### Input material

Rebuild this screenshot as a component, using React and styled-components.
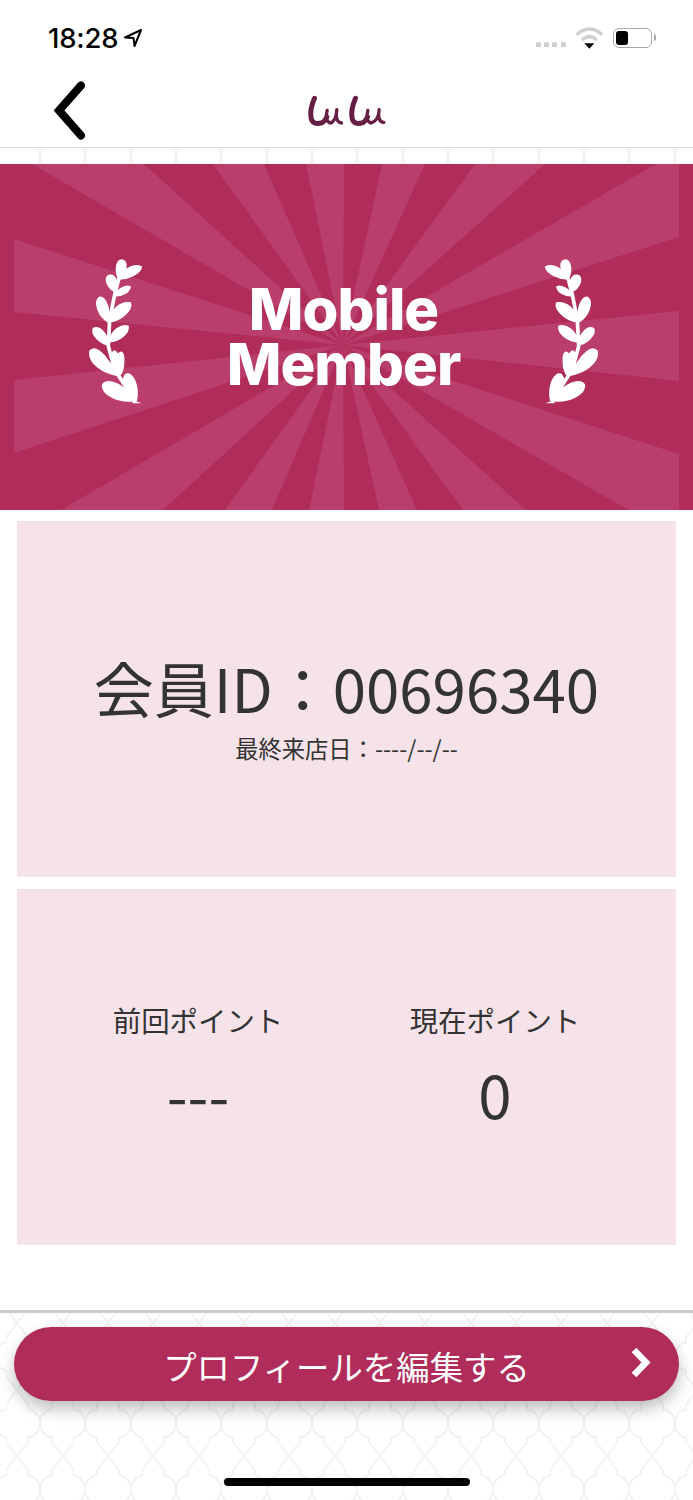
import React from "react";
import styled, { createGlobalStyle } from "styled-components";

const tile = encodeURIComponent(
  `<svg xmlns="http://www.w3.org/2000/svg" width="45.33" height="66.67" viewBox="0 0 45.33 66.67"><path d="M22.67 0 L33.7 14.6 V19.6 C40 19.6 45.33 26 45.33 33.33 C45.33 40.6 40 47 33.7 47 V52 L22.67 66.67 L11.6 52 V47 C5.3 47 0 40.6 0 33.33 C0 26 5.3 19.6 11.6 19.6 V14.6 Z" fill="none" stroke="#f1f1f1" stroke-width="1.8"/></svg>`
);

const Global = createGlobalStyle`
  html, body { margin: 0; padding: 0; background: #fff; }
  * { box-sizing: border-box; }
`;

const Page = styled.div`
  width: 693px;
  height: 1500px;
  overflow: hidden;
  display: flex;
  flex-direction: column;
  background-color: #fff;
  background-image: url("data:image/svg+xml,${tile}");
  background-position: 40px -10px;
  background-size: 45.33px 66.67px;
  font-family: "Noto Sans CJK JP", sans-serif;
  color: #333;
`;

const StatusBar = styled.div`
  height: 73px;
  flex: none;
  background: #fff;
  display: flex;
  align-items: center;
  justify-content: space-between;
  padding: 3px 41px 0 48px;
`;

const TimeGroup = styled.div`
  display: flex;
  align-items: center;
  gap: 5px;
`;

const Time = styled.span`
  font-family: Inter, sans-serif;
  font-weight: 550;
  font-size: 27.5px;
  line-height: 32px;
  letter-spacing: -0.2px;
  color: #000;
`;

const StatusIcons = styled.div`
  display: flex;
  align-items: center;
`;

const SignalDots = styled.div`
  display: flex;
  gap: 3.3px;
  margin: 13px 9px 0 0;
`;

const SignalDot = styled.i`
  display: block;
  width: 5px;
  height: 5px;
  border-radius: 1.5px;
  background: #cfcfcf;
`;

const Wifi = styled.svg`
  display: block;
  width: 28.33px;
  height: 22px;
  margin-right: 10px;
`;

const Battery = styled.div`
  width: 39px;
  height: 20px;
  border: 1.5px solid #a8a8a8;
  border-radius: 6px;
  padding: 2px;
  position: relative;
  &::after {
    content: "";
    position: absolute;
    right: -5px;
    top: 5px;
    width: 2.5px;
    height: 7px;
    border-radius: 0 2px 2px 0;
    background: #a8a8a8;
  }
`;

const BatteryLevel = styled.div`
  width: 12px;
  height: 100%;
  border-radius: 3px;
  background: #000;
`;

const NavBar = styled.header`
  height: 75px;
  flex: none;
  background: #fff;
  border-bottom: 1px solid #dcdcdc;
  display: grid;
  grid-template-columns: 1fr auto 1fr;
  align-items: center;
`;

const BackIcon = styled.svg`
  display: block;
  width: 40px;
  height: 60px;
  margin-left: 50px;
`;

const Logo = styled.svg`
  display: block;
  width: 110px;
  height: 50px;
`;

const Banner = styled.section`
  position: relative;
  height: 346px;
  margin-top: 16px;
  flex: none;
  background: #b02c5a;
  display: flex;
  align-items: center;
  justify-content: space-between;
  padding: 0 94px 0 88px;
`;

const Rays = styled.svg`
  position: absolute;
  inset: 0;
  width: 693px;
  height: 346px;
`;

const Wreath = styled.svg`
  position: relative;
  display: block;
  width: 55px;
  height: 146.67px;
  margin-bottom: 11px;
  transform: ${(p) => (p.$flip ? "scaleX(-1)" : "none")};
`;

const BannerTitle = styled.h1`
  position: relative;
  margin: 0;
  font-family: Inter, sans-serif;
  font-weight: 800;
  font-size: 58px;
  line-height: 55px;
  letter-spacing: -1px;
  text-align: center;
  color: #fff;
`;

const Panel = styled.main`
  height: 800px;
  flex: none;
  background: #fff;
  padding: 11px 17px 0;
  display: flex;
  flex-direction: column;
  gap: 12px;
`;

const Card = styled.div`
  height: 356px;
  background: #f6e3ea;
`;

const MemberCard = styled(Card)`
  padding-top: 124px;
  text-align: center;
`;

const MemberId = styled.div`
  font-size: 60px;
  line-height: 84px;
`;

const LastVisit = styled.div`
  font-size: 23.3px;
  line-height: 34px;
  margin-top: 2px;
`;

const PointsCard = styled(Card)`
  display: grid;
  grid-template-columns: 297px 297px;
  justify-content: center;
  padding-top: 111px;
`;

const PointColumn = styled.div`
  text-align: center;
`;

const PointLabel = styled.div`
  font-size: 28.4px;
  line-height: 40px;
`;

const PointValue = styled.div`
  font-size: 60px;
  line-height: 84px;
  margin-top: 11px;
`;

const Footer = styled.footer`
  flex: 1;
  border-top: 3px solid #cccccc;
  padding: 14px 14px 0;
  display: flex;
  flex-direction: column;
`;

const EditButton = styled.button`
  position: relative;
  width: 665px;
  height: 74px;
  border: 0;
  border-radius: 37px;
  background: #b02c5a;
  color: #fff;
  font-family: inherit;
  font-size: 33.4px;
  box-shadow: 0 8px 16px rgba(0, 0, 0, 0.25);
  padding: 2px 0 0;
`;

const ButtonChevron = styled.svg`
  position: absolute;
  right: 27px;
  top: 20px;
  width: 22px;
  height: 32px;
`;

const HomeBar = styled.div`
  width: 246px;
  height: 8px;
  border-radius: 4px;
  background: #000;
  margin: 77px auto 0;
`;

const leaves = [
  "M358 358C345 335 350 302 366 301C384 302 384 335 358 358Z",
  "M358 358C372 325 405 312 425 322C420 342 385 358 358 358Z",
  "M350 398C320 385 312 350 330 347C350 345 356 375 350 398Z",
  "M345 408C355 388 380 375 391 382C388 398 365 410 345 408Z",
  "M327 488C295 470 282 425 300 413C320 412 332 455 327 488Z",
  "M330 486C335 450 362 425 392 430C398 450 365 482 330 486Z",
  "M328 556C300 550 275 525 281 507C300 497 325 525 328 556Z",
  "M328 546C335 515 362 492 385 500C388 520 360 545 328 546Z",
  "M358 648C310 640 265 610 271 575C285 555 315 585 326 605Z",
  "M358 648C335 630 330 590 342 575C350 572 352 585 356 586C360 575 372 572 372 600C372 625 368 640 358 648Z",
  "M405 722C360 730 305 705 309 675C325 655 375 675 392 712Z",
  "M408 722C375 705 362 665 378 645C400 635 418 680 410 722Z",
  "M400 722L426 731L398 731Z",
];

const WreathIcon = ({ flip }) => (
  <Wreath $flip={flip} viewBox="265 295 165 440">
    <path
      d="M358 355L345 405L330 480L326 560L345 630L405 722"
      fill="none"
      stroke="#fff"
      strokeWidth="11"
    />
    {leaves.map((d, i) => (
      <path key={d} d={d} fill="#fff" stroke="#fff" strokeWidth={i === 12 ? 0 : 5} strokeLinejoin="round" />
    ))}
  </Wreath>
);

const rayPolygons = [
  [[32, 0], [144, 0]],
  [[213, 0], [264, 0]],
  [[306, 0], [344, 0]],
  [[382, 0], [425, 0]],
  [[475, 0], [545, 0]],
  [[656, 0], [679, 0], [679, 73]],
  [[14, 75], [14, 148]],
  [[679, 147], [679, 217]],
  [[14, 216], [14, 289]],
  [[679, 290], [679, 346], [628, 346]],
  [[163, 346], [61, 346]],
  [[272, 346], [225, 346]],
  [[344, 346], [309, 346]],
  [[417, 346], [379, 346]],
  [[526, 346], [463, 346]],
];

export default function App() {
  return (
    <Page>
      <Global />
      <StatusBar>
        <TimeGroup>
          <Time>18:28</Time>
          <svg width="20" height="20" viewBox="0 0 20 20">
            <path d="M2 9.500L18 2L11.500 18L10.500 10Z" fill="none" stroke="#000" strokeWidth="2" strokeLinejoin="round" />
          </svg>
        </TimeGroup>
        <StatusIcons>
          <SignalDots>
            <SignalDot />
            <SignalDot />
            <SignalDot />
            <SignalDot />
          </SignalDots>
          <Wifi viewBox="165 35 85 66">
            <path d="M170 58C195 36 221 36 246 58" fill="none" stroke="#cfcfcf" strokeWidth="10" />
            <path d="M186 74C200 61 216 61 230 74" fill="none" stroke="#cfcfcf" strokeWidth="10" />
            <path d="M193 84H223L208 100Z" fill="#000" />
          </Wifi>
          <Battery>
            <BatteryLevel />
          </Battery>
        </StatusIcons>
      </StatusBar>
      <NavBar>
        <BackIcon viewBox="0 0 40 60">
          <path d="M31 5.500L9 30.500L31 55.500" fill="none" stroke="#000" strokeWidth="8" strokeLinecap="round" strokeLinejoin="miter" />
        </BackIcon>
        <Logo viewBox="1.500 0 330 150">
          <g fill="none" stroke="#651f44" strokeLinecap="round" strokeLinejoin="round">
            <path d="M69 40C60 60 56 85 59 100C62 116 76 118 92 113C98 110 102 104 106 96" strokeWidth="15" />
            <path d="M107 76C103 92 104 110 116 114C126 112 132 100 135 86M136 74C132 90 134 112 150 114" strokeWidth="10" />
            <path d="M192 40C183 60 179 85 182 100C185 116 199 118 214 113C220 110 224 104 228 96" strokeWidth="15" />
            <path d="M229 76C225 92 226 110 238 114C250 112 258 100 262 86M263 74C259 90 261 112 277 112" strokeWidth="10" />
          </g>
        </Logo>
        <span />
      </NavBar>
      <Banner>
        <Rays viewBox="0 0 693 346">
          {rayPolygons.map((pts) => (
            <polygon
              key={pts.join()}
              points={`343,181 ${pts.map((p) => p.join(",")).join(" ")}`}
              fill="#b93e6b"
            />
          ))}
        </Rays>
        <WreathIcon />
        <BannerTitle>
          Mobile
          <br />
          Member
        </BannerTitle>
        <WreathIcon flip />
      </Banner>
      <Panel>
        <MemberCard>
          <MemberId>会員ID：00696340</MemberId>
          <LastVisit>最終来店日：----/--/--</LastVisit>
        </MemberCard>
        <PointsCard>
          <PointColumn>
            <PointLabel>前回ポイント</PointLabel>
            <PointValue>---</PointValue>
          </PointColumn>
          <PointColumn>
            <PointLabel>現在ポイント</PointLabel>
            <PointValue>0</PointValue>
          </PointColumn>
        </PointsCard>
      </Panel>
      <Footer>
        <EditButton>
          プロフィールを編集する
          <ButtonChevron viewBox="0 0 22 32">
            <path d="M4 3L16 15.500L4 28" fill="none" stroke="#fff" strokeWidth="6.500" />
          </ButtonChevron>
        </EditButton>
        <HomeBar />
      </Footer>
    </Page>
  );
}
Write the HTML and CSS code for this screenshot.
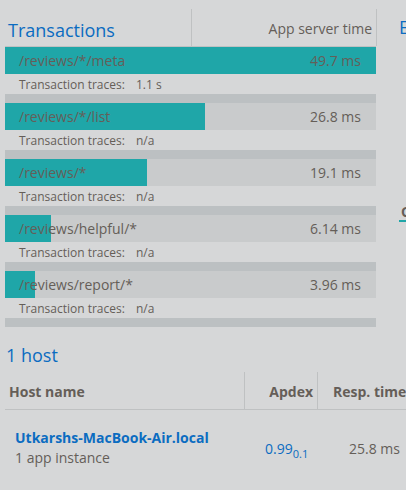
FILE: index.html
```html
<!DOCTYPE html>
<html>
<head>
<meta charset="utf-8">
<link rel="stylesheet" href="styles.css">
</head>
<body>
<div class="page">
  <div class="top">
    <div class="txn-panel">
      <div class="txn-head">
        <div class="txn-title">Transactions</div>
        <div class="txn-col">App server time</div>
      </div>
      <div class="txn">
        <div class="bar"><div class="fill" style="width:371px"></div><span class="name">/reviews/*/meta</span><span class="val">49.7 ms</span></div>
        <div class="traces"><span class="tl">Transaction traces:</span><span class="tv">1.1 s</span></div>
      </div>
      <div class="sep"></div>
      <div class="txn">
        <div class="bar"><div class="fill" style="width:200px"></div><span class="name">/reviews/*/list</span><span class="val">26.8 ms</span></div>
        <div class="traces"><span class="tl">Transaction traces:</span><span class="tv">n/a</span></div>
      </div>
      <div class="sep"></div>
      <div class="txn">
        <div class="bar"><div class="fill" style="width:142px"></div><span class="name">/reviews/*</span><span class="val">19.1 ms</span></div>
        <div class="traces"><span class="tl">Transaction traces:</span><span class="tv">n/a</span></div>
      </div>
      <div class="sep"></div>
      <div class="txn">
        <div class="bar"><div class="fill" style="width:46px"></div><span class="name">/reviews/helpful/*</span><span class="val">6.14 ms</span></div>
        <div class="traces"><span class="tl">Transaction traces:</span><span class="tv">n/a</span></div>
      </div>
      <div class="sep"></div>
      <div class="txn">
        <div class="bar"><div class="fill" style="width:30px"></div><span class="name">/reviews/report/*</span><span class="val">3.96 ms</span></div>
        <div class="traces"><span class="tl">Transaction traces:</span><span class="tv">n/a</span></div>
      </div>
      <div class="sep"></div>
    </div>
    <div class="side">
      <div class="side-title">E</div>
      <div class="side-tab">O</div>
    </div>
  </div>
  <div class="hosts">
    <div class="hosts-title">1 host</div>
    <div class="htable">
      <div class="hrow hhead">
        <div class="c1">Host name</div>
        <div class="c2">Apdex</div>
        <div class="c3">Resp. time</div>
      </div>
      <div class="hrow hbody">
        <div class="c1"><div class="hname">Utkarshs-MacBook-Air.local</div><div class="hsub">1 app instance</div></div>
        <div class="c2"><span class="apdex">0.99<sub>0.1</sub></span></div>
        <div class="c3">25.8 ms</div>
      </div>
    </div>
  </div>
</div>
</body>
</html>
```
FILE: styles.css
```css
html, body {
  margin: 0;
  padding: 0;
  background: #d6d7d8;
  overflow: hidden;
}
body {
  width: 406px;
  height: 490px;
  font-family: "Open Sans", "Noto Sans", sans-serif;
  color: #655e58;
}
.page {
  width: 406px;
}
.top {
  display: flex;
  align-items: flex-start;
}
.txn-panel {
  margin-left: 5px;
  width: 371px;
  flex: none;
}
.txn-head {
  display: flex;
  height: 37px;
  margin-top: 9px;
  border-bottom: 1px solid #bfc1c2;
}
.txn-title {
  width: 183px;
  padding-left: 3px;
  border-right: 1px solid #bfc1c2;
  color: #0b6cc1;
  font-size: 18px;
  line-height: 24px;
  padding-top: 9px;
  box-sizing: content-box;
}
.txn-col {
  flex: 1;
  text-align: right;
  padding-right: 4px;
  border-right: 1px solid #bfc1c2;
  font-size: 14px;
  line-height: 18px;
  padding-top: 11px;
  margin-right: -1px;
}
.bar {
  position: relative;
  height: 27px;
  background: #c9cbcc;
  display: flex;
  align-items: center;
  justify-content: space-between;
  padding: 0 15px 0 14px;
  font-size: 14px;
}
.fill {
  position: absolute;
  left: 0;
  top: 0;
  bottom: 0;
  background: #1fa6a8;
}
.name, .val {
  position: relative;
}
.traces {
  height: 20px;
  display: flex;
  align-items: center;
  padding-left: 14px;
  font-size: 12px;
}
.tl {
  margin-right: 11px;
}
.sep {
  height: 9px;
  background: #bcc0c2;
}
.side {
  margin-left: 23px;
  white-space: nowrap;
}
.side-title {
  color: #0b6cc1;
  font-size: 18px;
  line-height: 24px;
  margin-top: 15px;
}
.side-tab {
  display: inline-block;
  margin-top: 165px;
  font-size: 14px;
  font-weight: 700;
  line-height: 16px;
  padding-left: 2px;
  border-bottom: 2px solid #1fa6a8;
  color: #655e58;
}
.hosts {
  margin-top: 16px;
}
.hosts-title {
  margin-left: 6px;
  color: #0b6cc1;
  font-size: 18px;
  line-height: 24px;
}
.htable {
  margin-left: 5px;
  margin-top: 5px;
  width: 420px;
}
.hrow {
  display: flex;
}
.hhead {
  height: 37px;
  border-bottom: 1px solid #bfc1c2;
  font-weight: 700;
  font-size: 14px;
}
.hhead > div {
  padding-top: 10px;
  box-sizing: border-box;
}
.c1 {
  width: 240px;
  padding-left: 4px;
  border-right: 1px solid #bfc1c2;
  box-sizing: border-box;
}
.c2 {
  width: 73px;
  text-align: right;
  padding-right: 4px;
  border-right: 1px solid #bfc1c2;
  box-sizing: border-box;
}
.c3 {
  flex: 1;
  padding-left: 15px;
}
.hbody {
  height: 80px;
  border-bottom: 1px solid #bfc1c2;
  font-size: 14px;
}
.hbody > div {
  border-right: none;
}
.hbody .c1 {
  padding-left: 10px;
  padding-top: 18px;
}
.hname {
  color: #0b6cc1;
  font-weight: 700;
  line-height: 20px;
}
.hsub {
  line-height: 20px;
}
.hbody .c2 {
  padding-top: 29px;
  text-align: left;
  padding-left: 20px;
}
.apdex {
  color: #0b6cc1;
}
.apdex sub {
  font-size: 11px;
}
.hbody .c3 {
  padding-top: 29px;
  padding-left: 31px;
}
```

### Set problem
Copy every line of the records above that contains "components".

### Task output
Rebuild this screenshot as a component, using React and styled-components.
import styled, { createGlobalStyle } from "styled-components";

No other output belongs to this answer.